I have seen vehicles with multiple alternators, such as BASS competitions. I can hook up 2 alternators to my car but have seen 10 to 15 alternators hooked up to the subwoofer competition trucks. There would have to be enough power to run a small 5kbtu rv ac unit through your sunroof (with a custom painted fiberglass roof scoop to cover the whole unit ofcourse, allowing adequate air flow).

2 105 amp alternators, big high amp inverter, custom capacitor setup for the surges?

Would be nice for turbo cars that have to run a big front mount intercooler.
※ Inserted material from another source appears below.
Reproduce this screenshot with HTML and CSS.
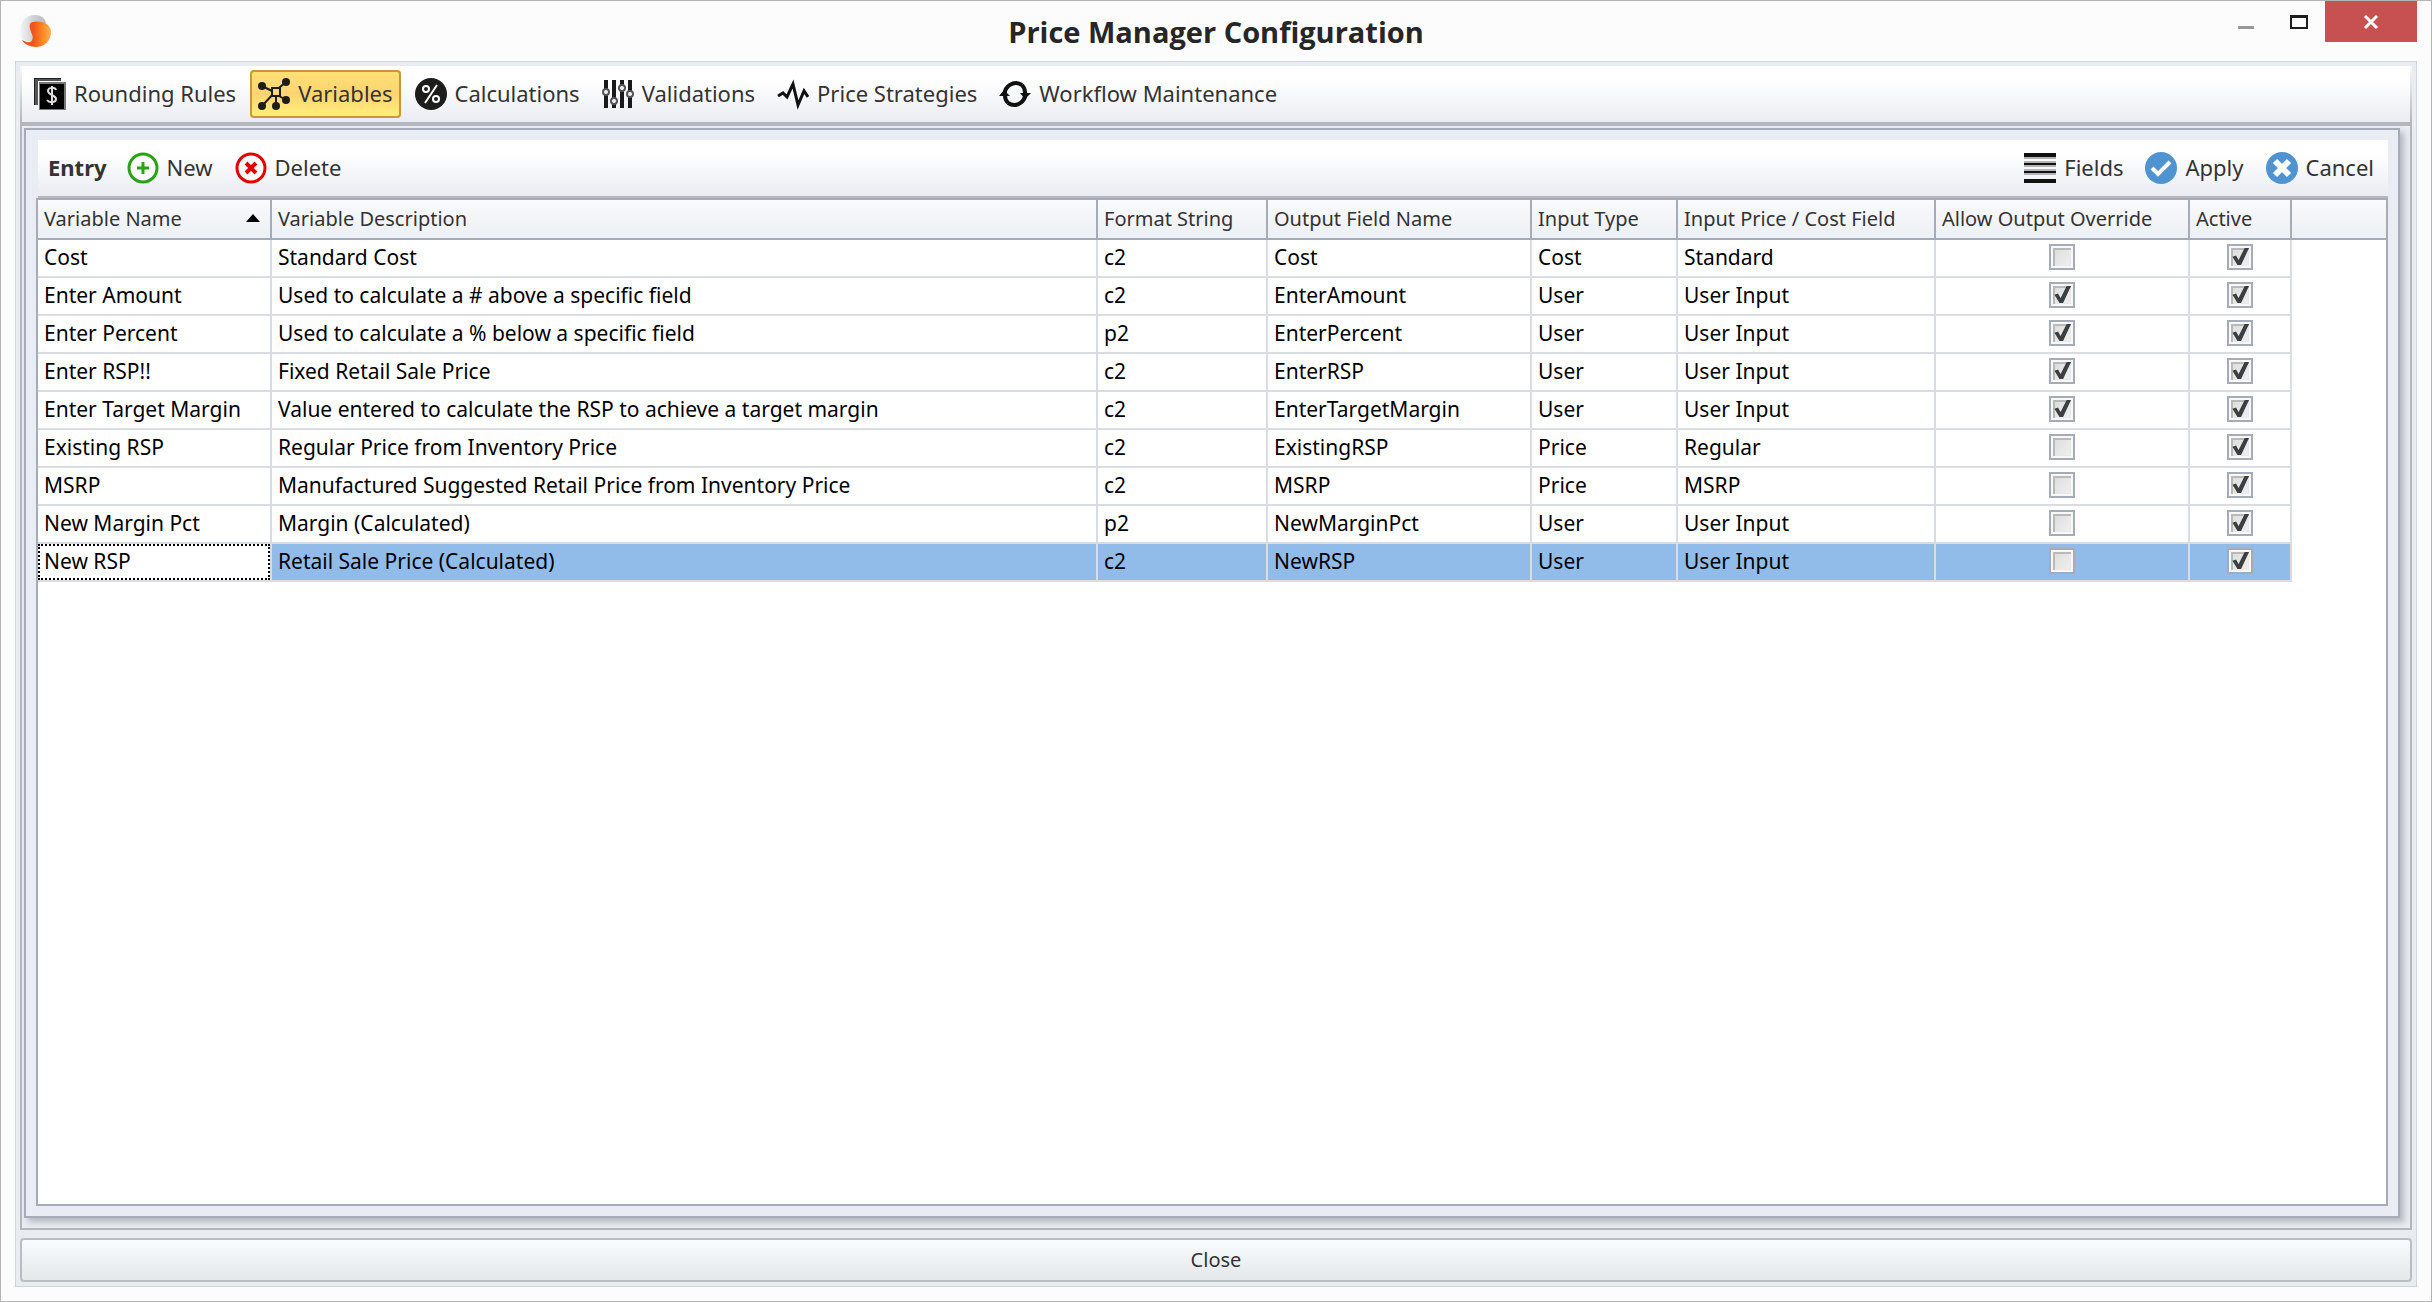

I would sacrifice 50 to 75 pounds no problem for ice cold ac in Phoenix.


The key here is where does the power come from... If you use the vehicle battery then the charge come from the alternator and therefore the engine - btw the alternator can take approx 10bhp or more if producing full charge.

The possibility of a second battery with a split charge system still requires the energy to come from the alternator and engine.

A second alternator to charge the second battery is still taking power from the engine and, now the engine has more rotating weight to drive.

So, to remove the load of your AC from the engine, either direct or indirect, needs a separate power source - you could consider a bank of batteries that you charge at home and give sufficient power for your trip, but the weight will not improve the fuel consumption and you need to have the space available.